Proposal to hire armed police officer creates controversy

Erick Pirayesh, News Editor

The proposal to hire a full time armed Santa Barbara Police Department officer sparked a passionate debate at the recent College Planning Council meeting.

The proposition, presented by Vice President of Business Services Joe Sullivan and supported by Superintendent-President Dr. Lori Gaskin, would hire an SBPD officer to patrol campus from 8 a.m. to 5 p.m. on weekdays. The position would cost an estimated $250,000 a year.

Councilors attending the April 2 College Planning Council meeting spent ample time debating the conflicting opinions.

“I came here and asked about emergency preparedness and frankly, we have done nothing,” said Gaskin. “The response I got, ‘Nothing ever happens here,’ and you’re absolutely right, nothing has happened here. Does that mean that something is not going to happen?”

Many councilors felt this is, relatively, a low priority and too expensive. Others argued against the notion of an armed guard on campus.

“It’s fear-based,” said English professor Priscilla Butler. “To me I don’t buy that, I don’t live my life that way. How many violent crimes actually occur? Lets make that the justification rather than the sky could fall at any moment.”

SBPD supports a police presence on campus based on the impression that it would increase knowledge and awareness. According to the proposal, the police would respond quicker and more effectively to incidents or emergencies. Additionally, a full-time officer would act as a deterrent to all crimes on campus, particularly violent ones.

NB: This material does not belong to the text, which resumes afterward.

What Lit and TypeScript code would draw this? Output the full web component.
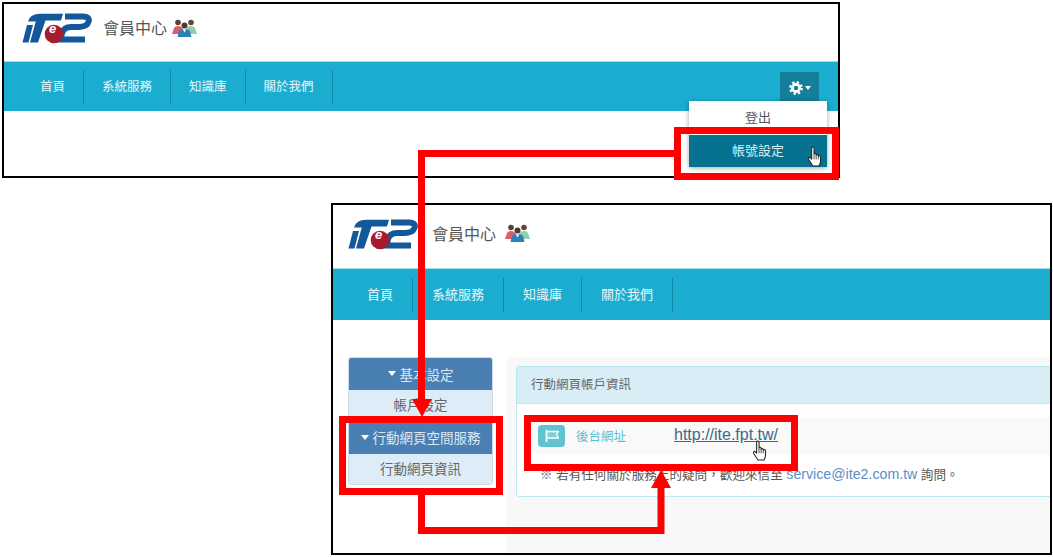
import { LitElement, html, css, svg } from "lit";
import { customElement } from "lit/decorators.js";

const logo = html`<svg class="logo" viewBox="0 0 70 31" width="70" height="31">
  <path fill="#12589a" d="M.5 29.5 L5 12 H11 L6.5 29.5Z"/>
  <path fill="#12589a" d="M6 8.5 Q8 1 18 .8 H41 L39 7.5 H23.5 L16 29.5 H8 L13.5 9.5 L13.8 8.5Z"/>
  <path fill="none" stroke="#12589a" stroke-width="6" d="M43 3.6 H61 Q68 3.6 66.6 8.5 Q65 13.8 57 14 H49 Q42 14 40 20 L38.5 26.6 H63"/>
  <circle cx="32" cy="21" r="9.3" fill="#a51c30"/>
  <text x="30.5" y="20" text-anchor="middle" font-size="13" font-weight="bold" font-style="italic" font-family="Liberation Sans" fill="#fff">e</text>
</svg>`;

const people = html`<svg class="people" viewBox="0 0 25 18" width="25" height="18">
  <circle cx="6" cy="3.5" r="2.8" fill="#5b3f34"/>
  <path fill="#d9606a" d="M0 15 L2 9 Q3 7 6 7 Q9 7 10.5 9 L12 15Z"/>
  <circle cx="19" cy="3.5" r="2.8" fill="#5b4a3a"/>
  <path fill="#92d0a8" d="M13 15 L14.5 9 Q16 7 19 7 Q22 7 23 9 L25 15Z"/>
  <circle cx="12.5" cy="6.5" r="3" fill="#4d3a30"/>
  <path fill="#2f7fb8" d="M5.5 18 L7 12 Q8 10 12.5 10 Q17 10 18 12 L19.5 18Z"/>
  <path fill="#fff" d="M10.8 10.2 H14.2 L12.5 13.5Z"/>
</svg>`;

const hand = html`<svg class="hand" viewBox="0 0 16 23" width="16" height="22">
  <path fill="#fff" stroke="#222" stroke-width="1.1" stroke-linejoin="round"
    d="M4.5 2.2 C4.5 .6 7 .6 7 2.2 V8.5 C7 7.4 9.2 7.4 9.2 8.7 V9.6 C9.2 8.6 11.4 8.6 11.4 9.9 V10.7 C11.4 9.7 13.8 9.8 13.8 11.2 V15.5 C13.8 18 12.9 19.2 12.3 21 H5.8 C5 19 3 17 1.5 14.2 C.6 12.5 2.2 11.3 3.2 12.3 L4.5 13.8 Z"/>
  <path fill="none" stroke="#222" stroke-width=".8" d="M7 9 V14 M9.2 9.5 V14 M11.4 10.5 V14"/>
</svg>`;

const gear = html`<svg viewBox="0 0 14 14" width="14" height="14">
  <circle cx="7" cy="7" r="5" fill="#fff"/>
  <circle cx="7" cy="7" r="5.6" fill="none" stroke="#fff" stroke-width="2.6" stroke-dasharray="2.2 2.2"/>
  <circle cx="7" cy="7" r="2.2" fill="#137f9b"/>
</svg>`;

const flag = html`<svg viewBox="0 0 16 14" width="16" height="14">
  <path fill="none" stroke="#fff" stroke-width="1.8" d="M2.5 1 V13"/>
  <path fill="#fff" fill-opacity=".2" stroke="#fff" stroke-width="1.3" stroke-linejoin="round" d="M3 2.5 H14.5 L12.5 5.5 L14.5 9 H3"/>
</svg>`;

const NAV = ["首頁", "系統服務", "知識庫", "關於我們"];

const arrows = svg`
  <g fill="none" stroke="#ff0000" stroke-width="7">
    <rect x="677.5" y="130.5" width="158" height="46"/>
    <rect x="342.5" y="419.5" width="157" height="72"/>
    <rect x="527.5" y="418.5" width="267" height="49"/>
    <path d="M677 153.5 H421.5 V402"/>
    <path d="M421.5 492 V530.5 H661 V486"/>
  </g>
  <path fill="#ff0000" d="M412 399 H432 L422 417Z"/>
  <path fill="#ff0000" d="M651 488 H671 L661 470Z"/>`;

@customElement("app-root")
export class AppRoot extends LitElement {
  static styles = css`
    :host { display: block; position: relative; width: 1053px; height: 557px; background: #fff; overflow: hidden;
      font-family: "Liberation Sans", "Noto Sans CJK TC", sans-serif; color: #555; }
    .win { position: absolute; box-sizing: border-box; border: 2px solid #000; background: #fff; overflow: hidden; display: flex; flex-direction: column; }
    .w1 { left: 2px; top: 2px; width: 838px; height: 176px; }
    .w2 { left: 331px; top: 203px; width: 721px; height: 352px; }
    .head { display: flex; align-items: center; flex: none; box-sizing: border-box; }
    .w1 .head { height: 57px; padding: 0 0 8px 18px; }
    .w2 .head { height: 63px; padding: 0 0 5px 15px; }
    .logo { flex: none; }
    .title { font-size: 16px; color: #555; margin: 0 0 3px 11px; }
    .w2 .title { margin-left: 14px; }
    .people { margin: 0 0 2px 5px; }
    .w2 .people { margin-left: 9px; }
    .nav { display: flex; align-items: center; background: #1badd0; border-top: 1px solid #a9dcea; box-sizing: border-box; flex: none; }
    .w1 .nav { height: 50px; padding-left: 18px; }
    .w2 .nav { height: 52px; padding-left: 15px; }
    .item { color: #e6f6fa; font-size: 12.5px; line-height: 34px; padding: 0 18px; border-right: 1px solid #1389a8; }
    .w1 .item:last-of-type { padding-right: 19px; }
    .w2 .item { font-size: 13px; padding: 0 19px; }
    .spacer { flex: 1; }
    .gear { width: 39px; height: 33px; margin: 3px 19px 0 0; background: #137f9b; display: flex; align-items: center; justify-content: center; gap: 2px; }
    .caret { width: 0; height: 0; border-left: 3.5px solid transparent; border-right: 3.5px solid transparent; border-top: 4px solid #fff; }
    .menu { position: absolute; left: 689px; top: 101px; width: 138px; background: #fff; box-shadow: 0 1px 5px rgba(0,0,0,.35); font-size: 13px; text-align: center; }
    .menu .off { height: 34px; line-height: 34px; color: #555; }
    .menu .on { height: 32px; line-height: 32px; background: #05728f; color: #d8eef4; }
    .body { flex: 1; display: flex; padding: 37px 0 0 15px; min-height: 0; }
    .side { width: 145px; flex: none; align-self: flex-start; border: 1px solid #c9d9e6; border-radius: 3px; box-sizing: border-box; overflow: hidden; font-size: 13.5px; text-align: center; }
    .sh { background: #4a7fb3; color: #dbe9f5; height: 32px; display: flex; align-items: center; justify-content: center; gap: 4px; padding-bottom: 1px; box-sizing: border-box; }
    .sh .caret { border-left-width: 4px; border-right-width: 4px; border-top-width: 5px; }
    .si { background: #deecf8; color: #666; height: 33px; line-height: 32px; }
    .sh.second { height: 31px; padding-bottom: 3px; }
    .si.second { height: 30px; line-height: 31px; }
    .main { flex: 1; margin-left: 13px; background: #f8f8f8; padding: 9px 0 0 10px; overflow: hidden; }
    .panel { border: 1px solid #bce8f1; border-radius: 3px; background: #fff; width: 560px; box-sizing: border-box; height: 131px; }
    .ph { height: 37px; line-height: 36px; background: #d9edf7; border-bottom: 1px solid #bce8f1; box-sizing: border-box; padding-left: 14px; font-size: 12.5px; color: #666; }
    .pr { background: #f9f9f9; margin: 14px 0 0 14px; height: 36px; display: flex; align-items: flex-start; padding: 7px 0 0 7px; box-sizing: border-box; }
    .ic { width: 27px; height: 22px; background: #5fc3d0; border-radius: 4px; display: flex; align-items: center; justify-content: center; flex: none; }
    .lb { color: #5bc0ce; font-size: 12.5px; margin: 2px 0 0 11px; width: 98px; line-height: 20px; }
    .lk { color: #3c6a8a; font-size: 16px; text-decoration: underline; line-height: 20px; }
    .nt { font-size: 12.6px; color: #555; margin: 11px 0 0 23px; line-height: 18px; white-space: nowrap; }
    .nt a { color: #5b8ec9; font-size: 14.2px; }
    .over { position: absolute; left: 0; top: 0; }
    .cursor { position: absolute; }
    .c1 { left: 807px; top: 146px; }
    .c2 { left: 752px; top: 440px; }
  `;

  private header() {
    return html`<div class="head">${logo}<span class="title">會員中心</span>${people}</div>`;
  }

  render() {
    return html`
      <div class="win w1">
        ${this.header()}
        <div class="nav">
          ${NAV.map((n) => html`<div class="item">${n}</div>`)}
          <div class="spacer"></div>
          <div class="gear">${gear}<span class="caret"></span></div>
        </div>
      </div>
      <div class="win w2">
        ${this.header()}
        <div class="nav">
          ${NAV.map((n) => html`<div class="item">${n}</div>`)}
        </div>
        <div class="body">
          <div class="side">
            <div class="sh"><span class="caret"></span>基本設定</div>
            <div class="si">帳戶設定</div>
            <div class="sh second"><span class="caret"></span>行動網頁空間服務</div>
            <div class="si second">行動網頁資訊</div>
          </div>
          <div class="main">
            <div class="panel">
              <div class="ph">行動網頁帳戶資訊</div>
              <div class="pr">
                <span class="ic">${flag}</span>
                <span class="lb">後台網址</span>
                <span class="lk">http://ite.fpt.tw/</span>
              </div>
              <div class="nt" lang="zh-TW">※ 若有任何關於服務上的疑問&#xFF0C;歡迎來信至 <a>service@ite2.com.tw</a> 詢問。</div>
            </div>
          </div>
        </div>
      </div>
      <div class="menu">
        <div class="off">登出</div>
        <div class="on">帳號設定</div>
      </div>
      <svg class="over" width="1053" height="557" viewBox="0 0 1053 557">${arrows}</svg>
      <div class="cursor c1">${hand}</div>
      <div class="cursor c2">${hand}</div>
    `;
  }
}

Gaskin said that low faculty interest in emergency preparedness is partially behind the motivation to have a police force on campus.

“If I saw any semblance from the faculty of an interest in getting trained and then disseminating that training to the students, then I’m with you guys,” she said. “I don’t want an armed police force around here, but we have to step up and take responsibility. We have 21,000 students.”

Some faculty members are concerned with hiring a graveyard shift security officer for the campus before a full-time police officer.

Sullivan feels that it all comes down to emergency preparation and not taking a “wait-and-see” approach.

“Do we have to wait for something to happen before we look at possible ways to alleviate the situation?” he said. “If as a college we can afford to do it, it would be well worth doing.”

The council ultimately decided to continue discussing the possibility of an officer further while also looking at other possible ways to increase security. The next meeting will be Tuesday, April 16.